10. Vous considérez-vous comme un poète engagé ?

Oui, de façon indirecte, peut-être. Participer régulièrement aux lectures de poésie en français avec d’autres poètes louisianais, je trouve que c’est une forme d’engagement. Sinon, j’essaie de parler de plus en plus des enjeux actuels qui nous touchent, comme l’environnement et l’érosion côtière.


Biographie de Nathan Rabalais

Originaire de Eunice en Louisiane, Nathan Rabalais est professeur et chercheur en Études françaises et francophones au College of William and Mary en Virginie, aux États-Unis. Nathan a joint la faculté après avoir soutenu sa thèse sur la tradition orale franco-louisianaise en 2015 en cotutelle avec l’Université Tulane (Nouvelle-Orléans) et l’Université de Poitiers (France). Il enseigne régulièrement des cours d’écriture avancée, la création littéraire, des séminaires sur la francophonie nord-américaine ainsi que des séminaires interdisciplinaires. Sa recherche porte principalement sur l’intersection de la langue et de l’identité en Amérique du Nord francophone.

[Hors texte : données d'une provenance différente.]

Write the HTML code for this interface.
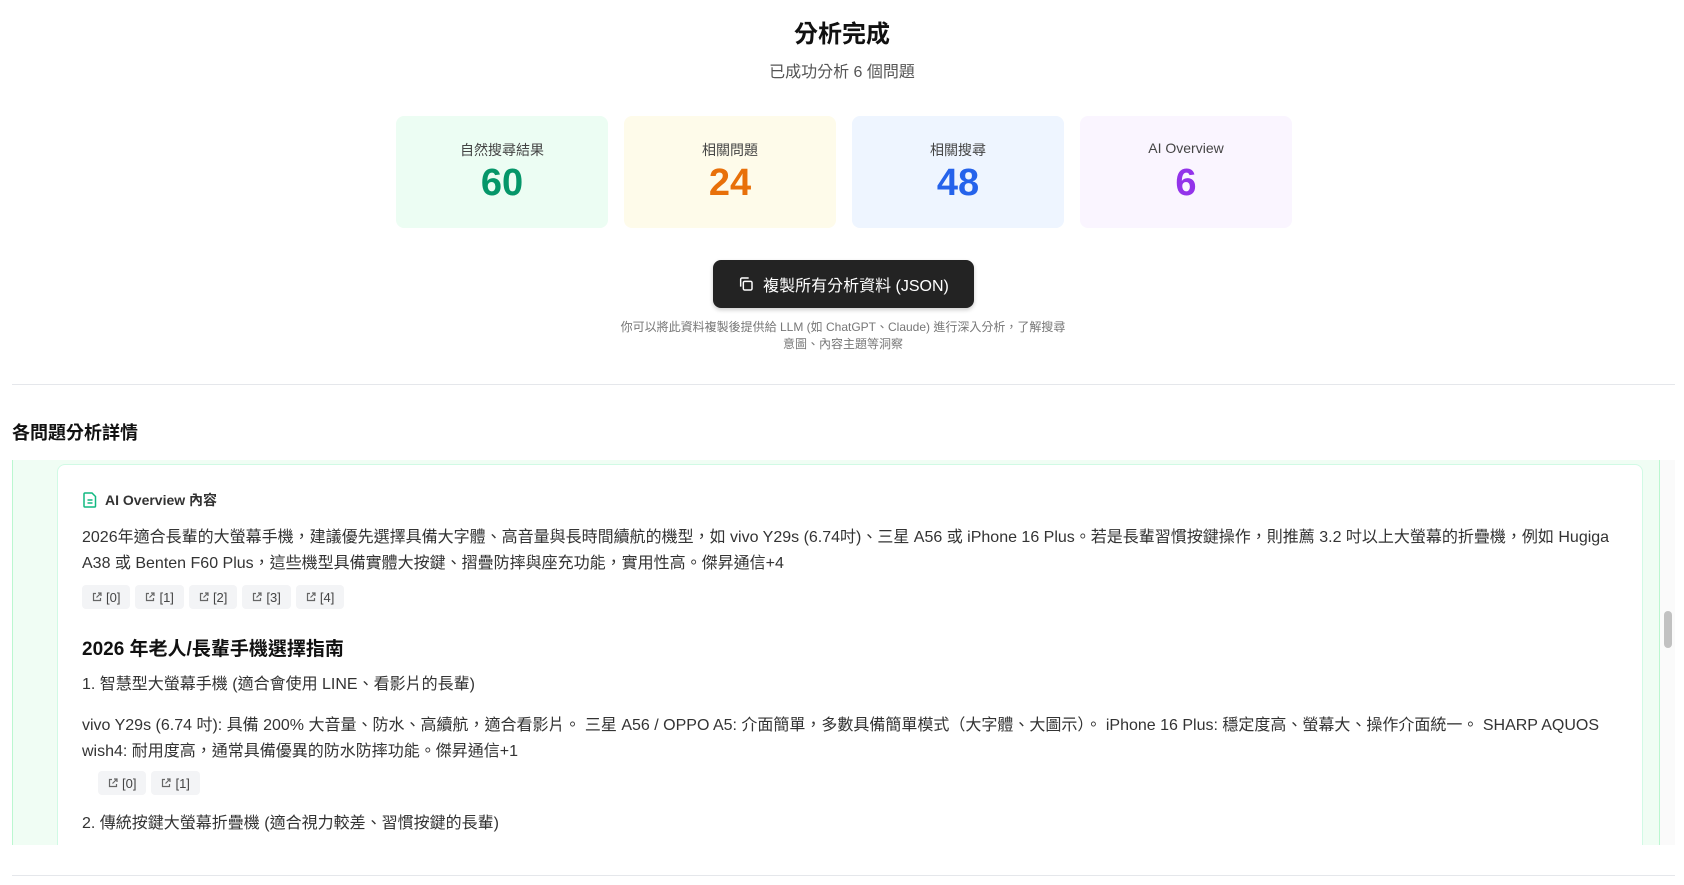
<!DOCTYPE html>
<html><head><meta charset="utf-8"><style>
*{box-sizing:border-box;margin:0;padding:0}
body{width:1684px;height:885px;overflow:hidden;background:#fff;font-family:"Liberation Sans","Noto Sans CJK TC",sans-serif;color:#222;position:relative}
.a{position:absolute}
.c{text-align:center}
.card{position:absolute;top:116px;width:212px;height:112px;border-radius:8px;text-align:center}
.card .l{position:absolute;top:24px;width:100%;font-size:14px;color:#444}
.card .v{position:absolute;top:48px;width:100%;font-size:38px;font-weight:bold;line-height:1}
.chip{display:inline-flex;align-items:center;gap:4px;height:24px;padding:0 10px;background:#f3f4f6;border-radius:4px;font-size:13px;color:#444;margin-right:5px}
.p{font-size:16px;color:#333;line-height:26px}
</style></head><body>
<div class="a c" style="left:0;width:1684px;top:14px;font-size:24px;font-weight:bold;color:#111">分析完成</div>
<div class="a c" style="left:0;width:1684px;top:58px;font-size:16px;color:#555">已成功分析 6 個問題</div>
<div class="card" style="left:396px;background:#ecfdf3"><div class="l">自然搜尋結果</div><div class="v" style="color:#059669">60</div></div>
<div class="card" style="left:624px;background:#fefbea"><div class="l">相關問題</div><div class="v" style="color:#e8700a">24</div></div>
<div class="card" style="left:852px;background:#eef5ff"><div class="l">相關搜尋</div><div class="v" style="color:#2563eb">48</div></div>
<div class="card" style="left:1080px;background:#faf5ff"><div class="l">AI Overview</div><div class="v" style="color:#9333ea">6</div></div>
<div class="a" style="left:713px;top:260px;width:261px;height:48px;background:#232323;border-radius:8px;box-shadow:0 2px 4px rgba(0,0,0,.2);color:#fff;font-size:16px;display:flex;align-items:center;justify-content:center;gap:9px">
<svg width="16" height="16" viewBox="0 0 24 24" fill="none" stroke="#fff" stroke-width="2.2"><rect x="8" y="8" width="13" height="13" rx="2"/><path d="M4 16V5a2 2 0 0 1 2-2h10"/></svg>複製所有分析資料 (JSON)</div>
<div class="a c" style="left:620px;width:446px;top:319px;font-size:12px;line-height:17px;color:#777">你可以將此資料複製後提供給 LLM (如 ChatGPT、Claude) 進行深入分析，了解搜尋意圖、內容主題等洞察</div>
<div class="a" style="left:12px;top:384px;width:1663px;height:1px;background:#e5e7eb"></div>
<div class="a" style="left:12px;top:419px;font-size:18px;font-weight:bold;color:#111">各問題分析詳情</div>
<div class="a" style="left:12px;top:460px;width:1648px;height:385px;background:#f0fdf4;border-left:1px solid #bbf7d0;border-right:1px solid #bbf7d0"></div>
<div class="a" style="left:1660px;top:460px;width:15px;height:385px;background:#fafafa"></div>
<div class="a" style="left:1664px;top:611px;width:8px;height:37px;background:#c1c1c1;border-radius:4px"></div>
<div class="a" style="left:57px;top:464px;width:1586px;height:400px;background:#fff;border:1px solid #d1fae5;border-radius:8px"></div>
<div class="a" style="left:0;top:845px;width:1684px;height:40px;background:#fff"></div>
<div class="a" style="left:12px;top:875px;width:1663px;height:1px;background:#e5e7eb"></div>
<div class="a" style="left:83px;top:490px;display:flex;align-items:center;gap:8px;font-size:14px;font-weight:bold;color:#333">
<svg width="14" height="16" viewBox="0 0 14 16" fill="none" stroke="#10b981" stroke-width="1.5"><path d="M2 1h7l3.5 3.5V14a1 1 0 0 1-1 1H2a1 1 0 0 1-1-1V2a1 1 0 0 1 1-1z"/><path d="M4.5 8h5M4.5 11h5"/></svg>AI Overview 內容</div>
<div class="a p" style="left:82px;top:525px;width:1545px">2026年適合長輩的大螢幕手機，建議優先選擇具備大字體、高音量與長時間續航的機型，如 vivo Y29s (6.74吋)、三星 A56 或 iPhone 16 Plus。若是長輩習慣按鍵操作，則推薦 3.2 吋以上大螢幕的折疊機，例如 Hugiga A38 或 Benten F60 Plus，這些機型具備實體大按鍵、摺疊防摔與座充功能，實用性高。傑昇通信+4</div>
<div class="a" style="left:82px;top:585px"><span class="chip"><svg width="10" height="10" viewBox="0 0 10 10" fill="none" stroke="#666" stroke-width="1.2"><path d="M4 1.5H1.5v7h7V6M6 1h3v3M9 1 4.5 5.5"/></svg>[0]</span><span class="chip"><svg width="10" height="10" viewBox="0 0 10 10" fill="none" stroke="#666" stroke-width="1.2"><path d="M4 1.5H1.5v7h7V6M6 1h3v3M9 1 4.5 5.5"/></svg>[1]</span><span class="chip"><svg width="10" height="10" viewBox="0 0 10 10" fill="none" stroke="#666" stroke-width="1.2"><path d="M4 1.5H1.5v7h7V6M6 1h3v3M9 1 4.5 5.5"/></svg>[2]</span><span class="chip"><svg width="10" height="10" viewBox="0 0 10 10" fill="none" stroke="#666" stroke-width="1.2"><path d="M4 1.5H1.5v7h7V6M6 1h3v3M9 1 4.5 5.5"/></svg>[3]</span><span class="chip"><svg width="10" height="10" viewBox="0 0 10 10" fill="none" stroke="#666" stroke-width="1.2"><path d="M4 1.5H1.5v7h7V6M6 1h3v3M9 1 4.5 5.5"/></svg>[4]</span></div>
<div class="a" style="left:82px;top:634px;font-size:19px;font-weight:bold;color:#111">2026 年老人/長輩手機選擇指南</div>
<div class="a p" style="left:82px;top:672px">1. 智慧型大螢幕手機 (適合會使用 LINE、看影片的長輩)</div>
<div class="a p" style="left:82px;top:713px;width:1545px">vivo Y29s (6.74 吋): 具備 200% 大音量、防水、高續航，適合看影片。 三星 A56 / OPPO A5: 介面簡單，多數具備簡單模式（大字體、大圖示）。 iPhone 16 Plus: 穩定度高、螢幕大、操作介面統一。 SHARP AQUOS wish4: 耐用度高，通常具備優異的防水防摔功能。傑昇通信+1</div>
<div class="a" style="left:98px;top:771px"><span class="chip"><svg width="10" height="10" viewBox="0 0 10 10" fill="none" stroke="#666" stroke-width="1.2"><path d="M4 1.5H1.5v7h7V6M6 1h3v3M9 1 4.5 5.5"/></svg>[0]</span><span class="chip"><svg width="10" height="10" viewBox="0 0 10 10" fill="none" stroke="#666" stroke-width="1.2"><path d="M4 1.5H1.5v7h7V6M6 1h3v3M9 1 4.5 5.5"/></svg>[1]</span></div>
<div class="a p" style="left:82px;top:811px">2. 傳統按鍵大螢幕折疊機 (適合視力較差、習慣按鍵的長輩)</div>
</body></html>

L’évolution des étiquettes culturelles cadienne et créole en Louisiane fait objet d’une série d’articles ainsi qu’un film documentaire Finding Cajun (2018). Son recueil de poésie Le Hantage: un ouvrage de souvenance (2018) est publié aux éditions Tintamarre. Actuellement en congé de recherche grâce à une bourse fédérale de la National Endowment for the Humanities, il réside en Louisiane où il fait de la recherche sur le terrain dans le cadre de son nouveau projet de livre, Folklore Figures of French and Creole Louisiana.